There was never a more urgent need for equilibrium economics, finding ways to use less, not more. People can live a contented and fulfilling life without worshipping possessions, wealth and celebrity. The real enemy is growth, not population.
Terence Hollingworth
Blagnac, France
Tories launch an austerity election
Rather than squeezing the poor until the pips squeak, there is a much easier, fairer and more efficient way to plug the £25bn hole in Britain’s finances: eliminate the need for working tax credits by raising the minimum wage to a sensible living wage.
According to the latest figures this alone would save the Treasury £30bn, and place the burden for closing the deficit gap on the shoulders of those who can and should bear it – the businesses who currently employ people at wages so low that the Government is forced to top them up.
Tax credits are nothing more, nothing less, than a subsidy for business paid for by the taxpayer, and if the sponsors of the Conservative Party won’t let them abolish this iniquitous form of wealth redistribution, the Lib Dems or Labour should jump on the opportunity.
The elimination of tax credits would have a further benefit to the Treasury in the form of increased receipts from income tax. What’s not to like?
Simon Prentis
Cheltenham
The Conservative Party’s decision to introduce a £23,000-a-year household benefit cap after the 2015 election would seem to reiterate a one-size-fits-all approach when what is required is one that is more nuanced, tailored to geographical location and individual circumstances.
Incentivising back to work those who have made living on benefits a lifestyle choice is laudable, but this policy ignores sections of society such as those suffering with long-term sickness, unable to work, much as they might want to. After one benefit cap and the bedroom tax, why should these people and their families be further penalised?
Richard Steel
Shipston-on-Stour, Warwickshire
The Chancellor wants those with £1m pension pots, already lucky recipients of tax relief, to be able to pass them to lucky others free of tax. Can one respect such a Chancellor who at the same time intends to reduce in real terms the benefits of those who, through no fault of their own, have to rely on those benefits to live?
Those on benefits are often hard-working and in need of the benefits to make up their wages – or unemployed or disabled in need of benefits just to get by. I doubt if “need” applies to many of those recipients of the tax-free pension pots. I wonder what that shows about the Government’s grasp of fairness and fellow-feeling.
Peter Cave
London W1
Ukip and certainly more defections by MPs; the imminent split of the political right in the UK; ever more severe austerity measures affecting the poor disproportionately; a panicked Prime Minister scurrying to Scotland; and an electorate disenchanted with an outdated political system. Is the Conservative Party actively planning its defeat in May next year?
Michael Johnson
Brighton
George Osborne plans to cut benefit for five million low-paid working households but leave the rich untouched.

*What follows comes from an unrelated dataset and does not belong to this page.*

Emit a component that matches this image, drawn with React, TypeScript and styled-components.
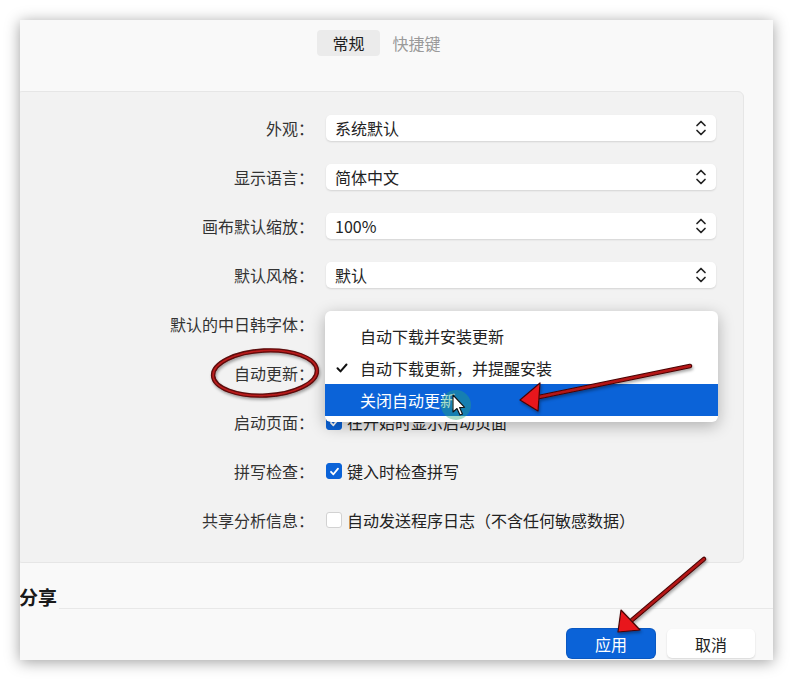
import React from "react";
import styled, { createGlobalStyle } from "styled-components";

const Global = createGlobalStyle`
  html, body { margin: 0; padding: 0; background: #ffffff; }
  body { font-family: "Noto Sans CJK SC", "Noto Sans", sans-serif; color: #222; }
`;

const Page = styled.div`
  position: relative;
  width: 793px;
  height: 680px;
  padding: 20px 20px 0 20px;
  box-sizing: border-box;
`;

const Window = styled.div`
  width: 753px;
  height: 640px;
  background: #f9f9f9;
  box-shadow: 0 2px 14px rgba(0, 0, 0, 0.38);
  overflow: hidden;
`;

const Inner = styled.div`
  width: 786px;
  margin-left: -33px;
  display: flex;
  flex-direction: column;
`;

const Tabs = styled.div`
  display: flex;
  justify-content: center;
  padding: 10px 0 0 11px;
  height: 26px;
`;

const Tab = styled.div<{ $active?: boolean }>`
  height: 26px;
  padding: 0 ${(p) => (p.$active ? 15 : 13)}px;
  display: flex;
  align-items: center;
  font-size: 16px;
  border-radius: 4px;
  background: ${(p) => (p.$active ? "#ebebeb" : "transparent")};
  color: ${(p) => (p.$active ? "#1e1e1e" : "#9a9a9a")};
`;

const Panel = styled.div`
  margin: 35px 29px 0 29px;
  background: #f2f2f2;
  border: 1px solid #e6e6e6;
  border-radius: 6px;
  padding: 23px 27px 29px 0;
  display: flex;
  flex-direction: column;
  gap: 23px;
`;

const Row = styled.div`
  position: relative;
  display: grid;
  grid-template-columns: 297px 1fr;
  column-gap: 12px;
  align-items: center;
  height: 26px;
`;

const Label = styled.div`
  text-align: right;
  font-size: 16px;
  color: #333;
  white-space: nowrap;
`;

const Select = styled.div`
  height: 26px;
  background: #fff;
  border-radius: 5px;
  box-shadow: 0 1px 2px rgba(0, 0, 0, 0.13);
  display: flex;
  align-items: center;
  justify-content: space-between;
  padding: 0 9px 0 9px;
  font-size: 16px;
  color: #222;
`;

const CheckLine = styled.div`
  display: flex;
  align-items: center;
  gap: 5px;
  font-size: 16px;
  color: #222;
`;

const Box = styled.span<{ $checked?: boolean }>`
  width: 16px;
  height: 16px;
  box-sizing: border-box;
  border-radius: 3px;
  display: inline-flex;
  align-items: center;
  justify-content: center;
  background: ${(p) => (p.$checked ? "#0b63d8" : "#fff")};
  border: 1px solid ${(p) => (p.$checked ? "#0b63d8" : "#d2d2d2")};
`;

const Menu = styled.div`
  position: absolute;
  left: 308px;
  top: -49px;
  width: 393px;
  background: #fff;
  border-radius: 6px;
  box-shadow: 0 4px 16px rgba(0, 0, 0, 0.28);
  padding: 9px 0 6px 0;
  z-index: 2;
  overflow: hidden;
`;

const MenuItem = styled.div<{ $active?: boolean }>`
  height: 32px;
  display: flex;
  align-items: center;
  position: relative;
  padding-left: 35px;
  font-size: 16px;
  color: ${(p) => (p.$active ? "#fff" : "#222")};
  background: ${(p) => (p.$active ? "#0b63d8" : "transparent")};
`;

const Tick = styled.span`
  position: absolute;
  left: 11px;
  top: 11px;
  display: flex;
`;

const Footer = styled.div`
  display: flex;
  align-items: flex-end;
  margin-top: 22px;
  padding-left: 32px;
  height: 24px;
`;

const Heading = styled.div`
  font-size: 19px;
  font-weight: 700;
  line-height: 24px;
  color: #1a1a1a;
`;

const Rule = styled.div`
  flex: 1;
  border-bottom: 1px solid #e8e8e8;
  margin-left: 2px;
`;

const Buttons = styled.div`
  display: flex;
  justify-content: flex-end;
  gap: 12px;
  padding-right: 18px;
  margin-top: 20px;
`;

const Button = styled.div<{ $primary?: boolean }>`
  width: 88px;
  height: 29px;
  border-radius: 5px;
  display: flex;
  align-items: center;
  justify-content: center;
  font-size: 16px;
  background: ${(p) => (p.$primary ? "#0b63d8" : "#fff")};
  color: ${(p) => (p.$primary ? "#fff" : "#222")};
  box-shadow: ${(p) =>
    p.$primary ? "0 0 0 1px #0a58c2" : "0 1px 2px rgba(0,0,0,0.14)"};
`;

const Overlay = styled.svg`
  position: absolute;
  left: 0;
  top: 0;
  pointer-events: none;
  z-index: 5;
`;

const Chevrons = () => (
  <svg width="12" height="18" viewBox="0 0 12 18">
    <path d="M2 6.5 L6 2.5 L10 6.5" fill="none" stroke="#222" strokeWidth="1.7" strokeLinecap="round" strokeLinejoin="round" />
    <path d="M2 11.5 L6 15.5 L10 11.5" fill="none" stroke="#222" strokeWidth="1.7" strokeLinecap="round" strokeLinejoin="round" />
  </svg>
);

const Check = ({ checked }: { checked?: boolean }) => (
  <Box $checked={checked}>
    {checked && (
      <svg width="11" height="11" viewBox="0 0 11 11">
        <path d="M2 5.8 L4.4 8.3 L9 2.6" fill="none" stroke="#fff" strokeWidth="1.8" strokeLinecap="round" strokeLinejoin="round" />
      </svg>
    )}
  </Box>
);

const SelectField = ({ value }: { value: string }) => (
  <Select>
    <span>{value}</span>
    <Chevrons />
  </Select>
);

const Arrow = ({ tail, shaftEnd, head }: { tail: [number, number]; shaftEnd: [number, number]; head: string }) => (
  <g>
    <line x1={tail[0]} y1={tail[1]} x2={shaftEnd[0]} y2={shaftEnd[1]} stroke="#4a0606" strokeWidth="4.6" strokeLinecap="round" />
    <line x1={tail[0]} y1={tail[1]} x2={shaftEnd[0]} y2={shaftEnd[1]} stroke="#b51616" strokeWidth="2.4" strokeLinecap="round" />
    <polygon points={head} fill="#e8161c" stroke="#4a0606" strokeWidth="1.2" strokeLinejoin="round" />
  </g>
);

export default function App() {
  return (
    <Page>
      <Global />
      <Window>
        <Inner>
          <Tabs>
            <Tab $active>常规</Tab>
            <Tab>快捷键</Tab>
          </Tabs>
          <Panel>
            <Row>
              <Label>外观：</Label>
              <SelectField value="系统默认" />
            </Row>
            <Row>
              <Label>显示语言：</Label>
              <SelectField value="简体中文" />
            </Row>
            <Row>
              <Label>画布默认缩放：</Label>
              <SelectField value="100%" />
            </Row>
            <Row>
              <Label>默认风格：</Label>
              <SelectField value="默认" />
            </Row>
            <Row>
              <Label>默认的中日韩字体：</Label>
              <SelectField value="" />
            </Row>
            <Row>
              <Label>自动更新：</Label>
              <SelectField value="" />
              <Menu>
                <MenuItem>自动下载并安装更新</MenuItem>
                <MenuItem>
                  <Tick>
                    <svg width="12" height="10" viewBox="0 0 12 10">
                      <path d="M1.5 5.2 L4.5 8.4 L10.5 1.5" fill="none" stroke="#111" strokeWidth="2" strokeLinecap="round" strokeLinejoin="round" />
                    </svg>
                  </Tick>
                  自动下载更新，并提醒安装
                </MenuItem>
                <MenuItem $active>关闭自动更新</MenuItem>
              </Menu>
            </Row>
            <Row>
              <Label>启动页面：</Label>
              <CheckLine>
                <Check checked />
                在开始时显示启动页面
              </CheckLine>
            </Row>
            <Row>
              <Label>拼写检查：</Label>
              <CheckLine>
                <Check checked />
                键入时检查拼写
              </CheckLine>
            </Row>
            <Row>
              <Label>共享分析信息：</Label>
              <CheckLine>
                <Check />
                自动发送程序日志（不含任何敏感数据）
              </CheckLine>
            </Row>
          </Panel>
          <Footer>
            <Heading>分享</Heading>
            <Rule />
          </Footer>
          <Buttons>
            <Button $primary>应用</Button>
            <Button>取消</Button>
          </Buttons>
        </Inner>
      </Window>
      <Overlay width="793" height="680" viewBox="0 0 793 680">
        <defs>
          <filter id="sh" x="-20%" y="-20%" width="140%" height="140%">
            <feDropShadow dx="1" dy="2" stdDeviation="1.5" floodColor="#000" floodOpacity="0.35" />
          </filter>
        </defs>
        <g filter="url(#sh)">
          <ellipse cx="265" cy="373" rx="52" ry="22.5" fill="none" stroke="#5a0808" strokeWidth="4.4" transform="rotate(-3 265 373)" />
          <ellipse cx="265" cy="373" rx="52" ry="22.5" fill="none" stroke="#b81c1c" strokeWidth="1.8" transform="rotate(-3 265 373)" />
          <Arrow tail={[690, 366]} shaftEnd={[534, 398]} head="520,400 540,383 538,411" />
          <Arrow tail={[704, 559]} shaftEnd={[632, 620]} head="618,632 621,610 640,630" />
        </g>
        <circle cx="456" cy="405" r="15" fill="rgba(40,170,120,0.4)" />
        <path
          d="M453 395 L453 412 L457 408.5 L460 415 L462.5 414 L459.6 407.6 L464.6 407.3 Z"
          fill="#fff"
          stroke="#111"
          strokeWidth="1.1"
          strokeLinejoin="round"
        />
      </Overlay>
    </Page>
  );
}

He has launched Two-Nation Conservatism.
Chris Rose
Wells, Norfolk
Not enough time to mark exams properly
As an A-level examiner, and sometime principal examiner, of over 25 years, I would like to make a couple of observations about the inadequacies apparent among current practitioners (Richard Garner, 29 September).
The most important is the constricted time examiners have to do their job. Recently, exam boards have managed to extend the examining period by a day or two, but this has to be balanced against the demands of the school environment in which most examiners work.
When I started, the Inner London Education Authority allowed for something called “examiners’ leave”, but nowadays even the winding-down period towards the end of the summer term in which most examiners worked has all but gone.
This might not sound too important but, even with my experience, I can only manage to mark three to four scripts an hour, and that means, in order to keep to very strict deadlines, marking for five hours a day at least. Fortunately, I have for many years been in a position to make time for this but I do wonder how most teachers can manage, on top of a typical school workload, without normal human fatigue affecting their judgement – or without their having to speed-read candidates’ work that requires sentence-by-sentence attention.
These problems have been compounded by online marking and, even more, by online moderation. These are supposed to save time and cost, but, with increasingly complex marking schemes, seem to leave many examiners feeling less secure about their marking, despite the support of a new professional institute.
It is also concerning that there does seem to be some turnover among new examiners. They find that combining their day job with marking puts them under pressure, and many do not persist long enough to acquire the experience sufficient to be “adequate”.
I would ask for anonymity as my exam board every year sends out emails warning ominously against contacting the press.
Name and address supplied
New low in Australian refugee policy
Not only “inappropriate, immoral and likely illegal” but also indefensible. (“Australia offers new home to its would-be migrants in Cambodia”, 27 September). As an Australian privileged to travel the world freely, I felt compelled to respond to the new low in Australian refugee policy detailed in the article by Kathy Marks. I would hate to leave the UK without your readers knowing there are many Australians profoundly disturbed by the trend of the Australian government to deny the human rights of those seeking asylum in our country.
Sharon Laura
Newtown, NSW, Australia
Adding to the English mix
Edward Thomas (letter, 30 September), as an Englander, you are the product of a melting pot of other people’s cultures. If you were a true Englander you would welcome new flavours and give the pot a really good stir. Anything else just isn’t cricket.